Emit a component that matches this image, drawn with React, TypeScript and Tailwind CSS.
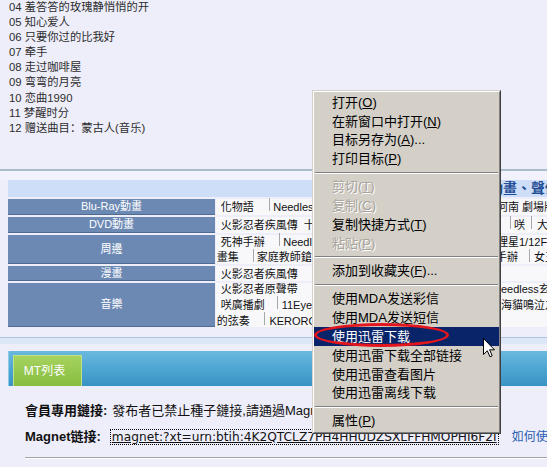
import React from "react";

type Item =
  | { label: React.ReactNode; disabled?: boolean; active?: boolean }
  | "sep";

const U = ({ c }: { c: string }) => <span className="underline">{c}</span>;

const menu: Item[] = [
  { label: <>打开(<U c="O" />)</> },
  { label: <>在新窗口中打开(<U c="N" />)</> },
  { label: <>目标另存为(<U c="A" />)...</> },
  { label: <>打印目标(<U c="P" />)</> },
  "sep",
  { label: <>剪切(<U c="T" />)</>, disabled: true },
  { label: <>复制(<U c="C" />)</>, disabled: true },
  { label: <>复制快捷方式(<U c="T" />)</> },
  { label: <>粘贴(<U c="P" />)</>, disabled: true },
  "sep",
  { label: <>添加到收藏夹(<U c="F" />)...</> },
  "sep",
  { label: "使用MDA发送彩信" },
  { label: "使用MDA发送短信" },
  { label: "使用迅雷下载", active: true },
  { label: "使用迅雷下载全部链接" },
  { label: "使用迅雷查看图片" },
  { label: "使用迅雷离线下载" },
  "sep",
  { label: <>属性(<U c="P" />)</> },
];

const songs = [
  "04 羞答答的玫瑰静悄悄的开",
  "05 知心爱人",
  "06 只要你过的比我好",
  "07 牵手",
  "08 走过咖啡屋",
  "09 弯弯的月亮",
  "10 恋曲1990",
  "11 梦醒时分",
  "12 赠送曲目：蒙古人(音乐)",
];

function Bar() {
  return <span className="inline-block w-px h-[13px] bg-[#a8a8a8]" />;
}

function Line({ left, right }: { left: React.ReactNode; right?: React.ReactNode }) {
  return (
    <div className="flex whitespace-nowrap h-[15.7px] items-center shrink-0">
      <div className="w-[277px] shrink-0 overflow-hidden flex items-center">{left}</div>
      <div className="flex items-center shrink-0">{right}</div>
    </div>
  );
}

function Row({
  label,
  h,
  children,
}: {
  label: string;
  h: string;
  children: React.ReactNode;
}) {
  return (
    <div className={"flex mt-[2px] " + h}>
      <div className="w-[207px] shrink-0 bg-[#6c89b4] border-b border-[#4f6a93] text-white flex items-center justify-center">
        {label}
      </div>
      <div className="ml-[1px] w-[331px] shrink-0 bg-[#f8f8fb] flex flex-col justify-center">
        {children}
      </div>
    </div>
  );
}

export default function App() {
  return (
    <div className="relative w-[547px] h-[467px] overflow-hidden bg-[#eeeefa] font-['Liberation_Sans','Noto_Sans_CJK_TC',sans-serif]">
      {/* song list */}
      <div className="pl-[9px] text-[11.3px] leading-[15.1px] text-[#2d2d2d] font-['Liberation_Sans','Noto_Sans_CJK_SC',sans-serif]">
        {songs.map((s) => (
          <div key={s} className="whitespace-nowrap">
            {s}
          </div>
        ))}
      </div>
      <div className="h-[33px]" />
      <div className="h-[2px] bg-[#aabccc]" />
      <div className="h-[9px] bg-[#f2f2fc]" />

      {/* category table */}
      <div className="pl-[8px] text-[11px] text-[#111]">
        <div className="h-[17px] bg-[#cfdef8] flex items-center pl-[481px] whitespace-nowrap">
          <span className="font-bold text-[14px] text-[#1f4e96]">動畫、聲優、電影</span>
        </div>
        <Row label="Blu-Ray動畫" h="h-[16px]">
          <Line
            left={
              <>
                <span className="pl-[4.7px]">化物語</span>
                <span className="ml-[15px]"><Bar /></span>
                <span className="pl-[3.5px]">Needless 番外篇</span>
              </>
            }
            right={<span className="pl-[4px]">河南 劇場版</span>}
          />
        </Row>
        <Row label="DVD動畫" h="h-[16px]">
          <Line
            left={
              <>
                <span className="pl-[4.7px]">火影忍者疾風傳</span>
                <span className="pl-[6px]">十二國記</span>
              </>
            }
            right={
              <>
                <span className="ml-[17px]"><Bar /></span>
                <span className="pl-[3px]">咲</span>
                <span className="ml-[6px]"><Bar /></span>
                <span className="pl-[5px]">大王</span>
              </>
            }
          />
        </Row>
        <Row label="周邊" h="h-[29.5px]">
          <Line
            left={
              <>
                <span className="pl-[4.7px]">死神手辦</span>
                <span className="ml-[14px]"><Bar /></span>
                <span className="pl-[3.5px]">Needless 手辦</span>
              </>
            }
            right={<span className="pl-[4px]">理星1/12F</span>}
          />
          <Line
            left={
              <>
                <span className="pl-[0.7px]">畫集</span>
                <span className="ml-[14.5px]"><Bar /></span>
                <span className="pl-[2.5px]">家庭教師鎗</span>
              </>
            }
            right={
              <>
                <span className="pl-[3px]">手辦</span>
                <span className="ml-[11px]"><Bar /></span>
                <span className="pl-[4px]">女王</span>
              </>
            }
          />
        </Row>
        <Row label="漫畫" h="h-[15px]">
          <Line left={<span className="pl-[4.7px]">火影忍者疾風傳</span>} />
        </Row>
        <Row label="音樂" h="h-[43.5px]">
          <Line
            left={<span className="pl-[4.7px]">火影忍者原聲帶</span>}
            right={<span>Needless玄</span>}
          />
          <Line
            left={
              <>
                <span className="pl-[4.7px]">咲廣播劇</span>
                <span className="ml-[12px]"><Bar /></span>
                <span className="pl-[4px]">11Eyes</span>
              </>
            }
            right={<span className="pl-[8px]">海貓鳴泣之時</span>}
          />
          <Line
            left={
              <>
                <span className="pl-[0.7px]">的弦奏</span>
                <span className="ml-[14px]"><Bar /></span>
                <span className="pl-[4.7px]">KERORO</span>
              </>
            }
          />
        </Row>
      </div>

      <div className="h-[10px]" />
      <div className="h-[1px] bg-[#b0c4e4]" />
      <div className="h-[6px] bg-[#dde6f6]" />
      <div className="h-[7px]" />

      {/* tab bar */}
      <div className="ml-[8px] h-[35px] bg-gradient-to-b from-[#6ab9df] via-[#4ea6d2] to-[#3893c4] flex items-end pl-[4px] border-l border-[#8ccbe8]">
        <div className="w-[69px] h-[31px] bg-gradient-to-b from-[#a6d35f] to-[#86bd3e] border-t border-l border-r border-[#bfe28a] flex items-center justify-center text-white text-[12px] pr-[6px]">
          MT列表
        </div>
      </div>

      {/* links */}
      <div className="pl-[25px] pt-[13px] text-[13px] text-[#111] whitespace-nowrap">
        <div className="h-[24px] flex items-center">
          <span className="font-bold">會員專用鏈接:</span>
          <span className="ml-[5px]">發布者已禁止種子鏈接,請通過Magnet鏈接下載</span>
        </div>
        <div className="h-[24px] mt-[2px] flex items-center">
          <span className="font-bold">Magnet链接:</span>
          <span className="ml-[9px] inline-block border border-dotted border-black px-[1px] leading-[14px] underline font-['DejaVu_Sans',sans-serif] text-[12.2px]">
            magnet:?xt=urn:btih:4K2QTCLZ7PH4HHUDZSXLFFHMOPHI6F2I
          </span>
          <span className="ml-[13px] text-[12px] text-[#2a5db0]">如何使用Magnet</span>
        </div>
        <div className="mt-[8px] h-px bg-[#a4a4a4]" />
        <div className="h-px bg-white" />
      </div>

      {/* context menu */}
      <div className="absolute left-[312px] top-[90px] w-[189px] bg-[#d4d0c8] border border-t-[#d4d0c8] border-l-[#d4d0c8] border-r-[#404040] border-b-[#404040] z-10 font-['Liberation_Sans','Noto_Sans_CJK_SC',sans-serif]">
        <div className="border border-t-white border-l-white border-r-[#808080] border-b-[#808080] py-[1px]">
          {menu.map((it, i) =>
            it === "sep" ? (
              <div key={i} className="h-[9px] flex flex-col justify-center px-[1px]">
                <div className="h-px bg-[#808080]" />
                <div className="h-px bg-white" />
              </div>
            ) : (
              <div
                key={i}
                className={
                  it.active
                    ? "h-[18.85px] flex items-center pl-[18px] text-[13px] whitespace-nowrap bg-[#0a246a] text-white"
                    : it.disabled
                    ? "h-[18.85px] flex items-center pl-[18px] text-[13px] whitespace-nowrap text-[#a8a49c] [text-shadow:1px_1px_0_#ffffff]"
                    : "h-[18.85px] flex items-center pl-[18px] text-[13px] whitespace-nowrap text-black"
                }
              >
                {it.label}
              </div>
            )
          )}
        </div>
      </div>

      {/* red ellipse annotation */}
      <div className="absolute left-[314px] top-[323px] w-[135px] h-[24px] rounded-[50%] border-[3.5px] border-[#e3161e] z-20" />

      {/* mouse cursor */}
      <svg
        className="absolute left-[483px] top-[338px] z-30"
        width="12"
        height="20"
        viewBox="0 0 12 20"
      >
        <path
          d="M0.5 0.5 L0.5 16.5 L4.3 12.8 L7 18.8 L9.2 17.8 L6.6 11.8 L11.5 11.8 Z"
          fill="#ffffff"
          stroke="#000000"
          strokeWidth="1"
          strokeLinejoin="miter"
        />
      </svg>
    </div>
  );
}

▸ **DESCRIPTION OF THE TASK**
Report all lines of the data that include the word "React".

▸ **WRITTEN ANSWER**
Emit a component that matches this image, drawn with React, TypeScript and Tailwind CSS.
import React from "react";
  | { label: React.ReactNode; disabled?: boolean; active?: boolean }
function Line({ left, right }: { left: React.ReactNode; right?: React.ReactNode }) {
  children: React.ReactNode;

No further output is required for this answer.